The International Monetary Fund pointed out a few months ago that when you include the Societal Energy Liabilities the fossil fuel industry is being subsidized to the tune of $1.9 trillion a year or 2.5 percent of global GDP.

By my reckoning, if you invest a universal carbon tax of $20 a ton, $550 billion/year in the production of $500 million/unit 100 MW OTEC plants, you could build about 2,000 the first year.

If the cash flow from the energy those produce, plus carbon taxes was reinvested each year, in new facilities, in about 32 years the entire fleet of 300 thousand OTEC plants the ocean can sustain could be built out and the prospect of runaway global warming, sea level rise and proliferating storms would be a thing of the past..

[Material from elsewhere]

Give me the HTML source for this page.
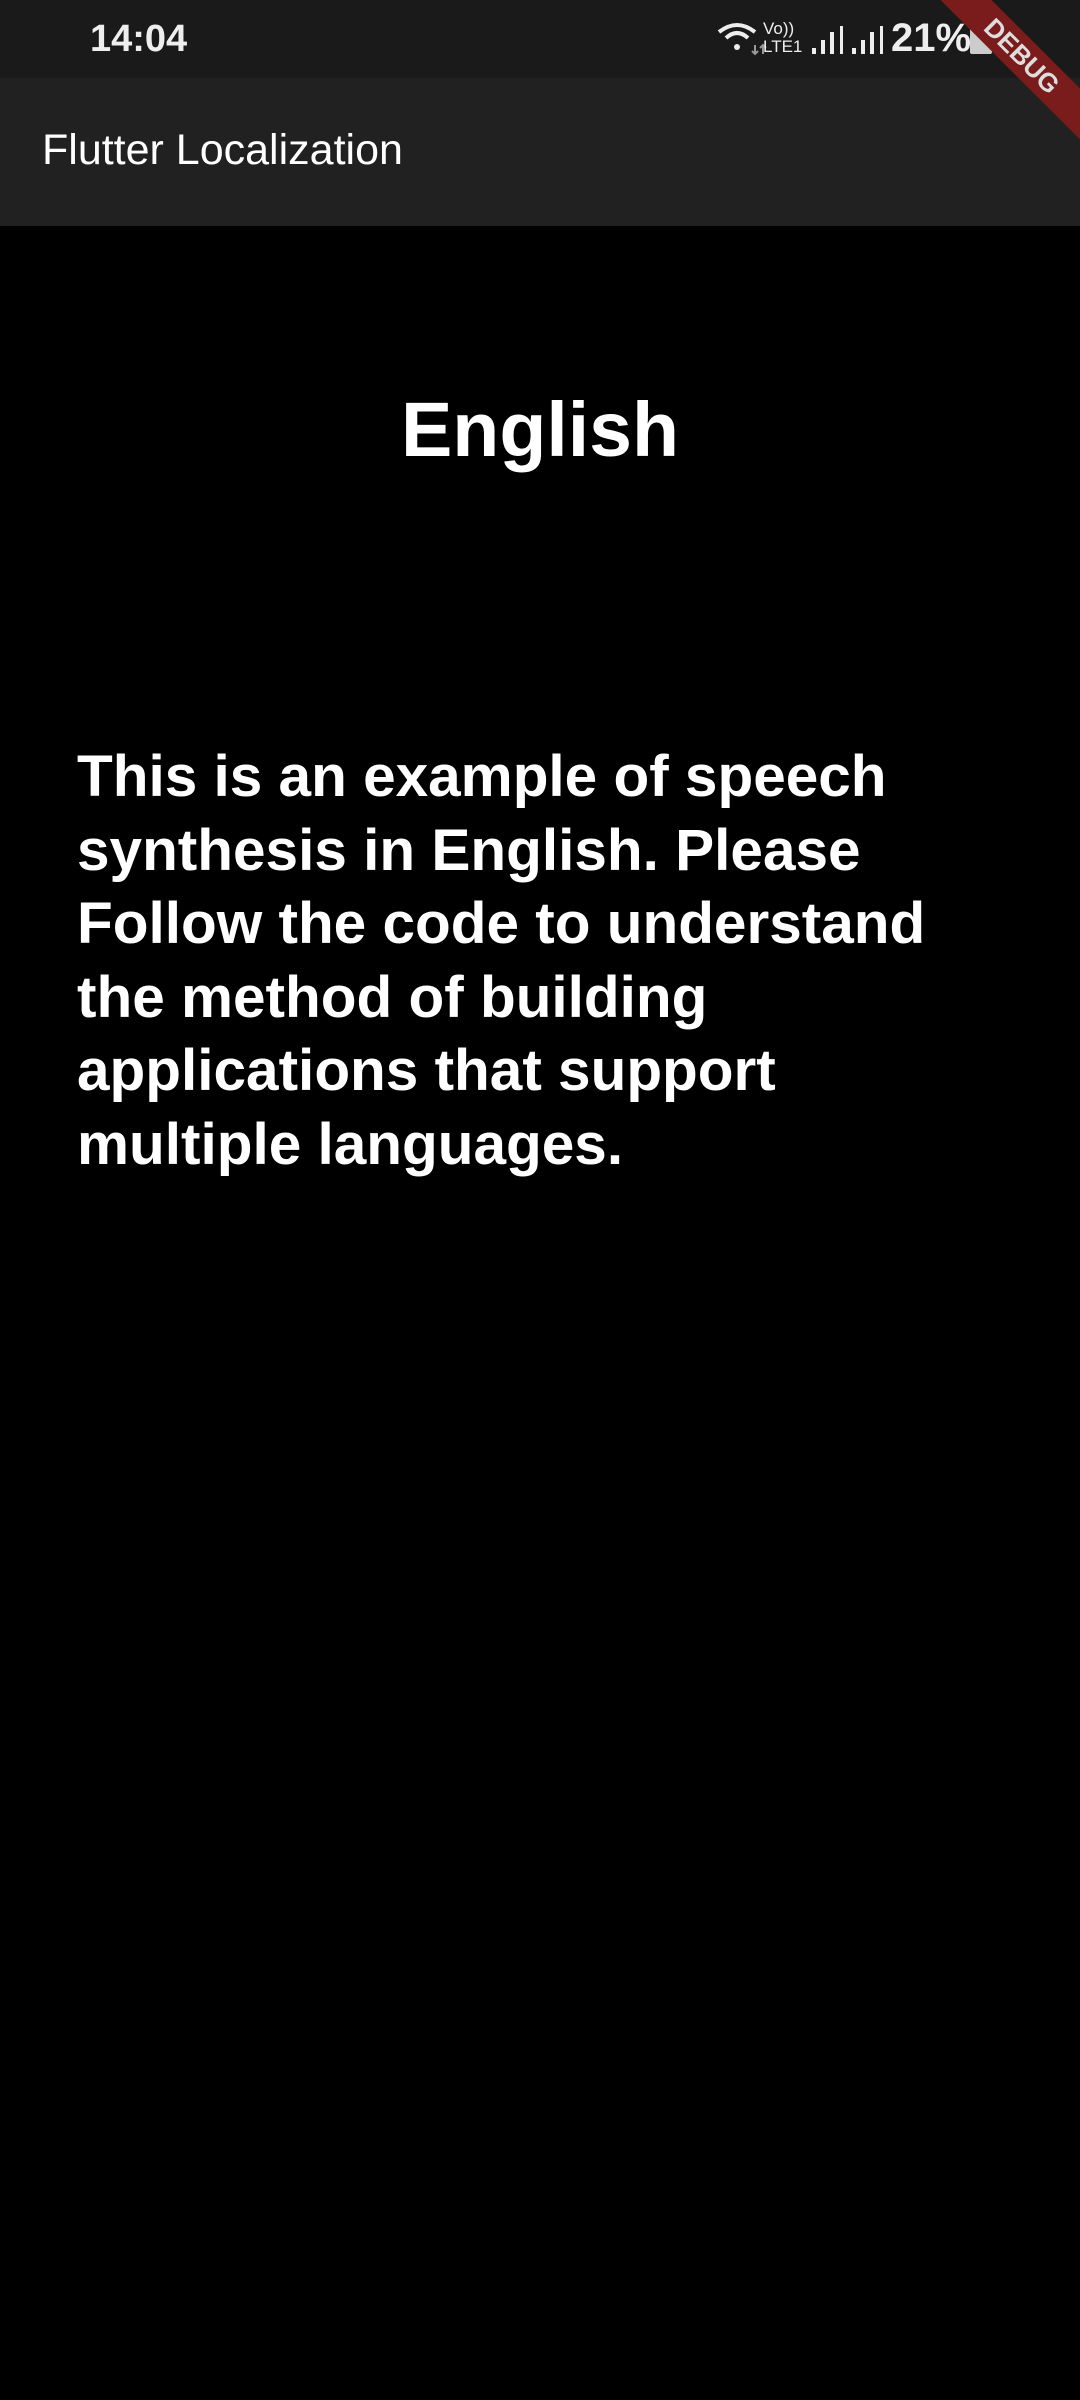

If you invested the entire $1.9 trillion societal cost, this would of course happen that much sooner. And the revenue those plants would produce, between $5 to $10 trillion/year would pay off a lot of debt.

Since these plants use no fuel, they will generate a lot of revenue over their 60 year life spans, to pay off both debt as well as the needs of government . There are also a lot of workers salaries that will go into the building of these plants.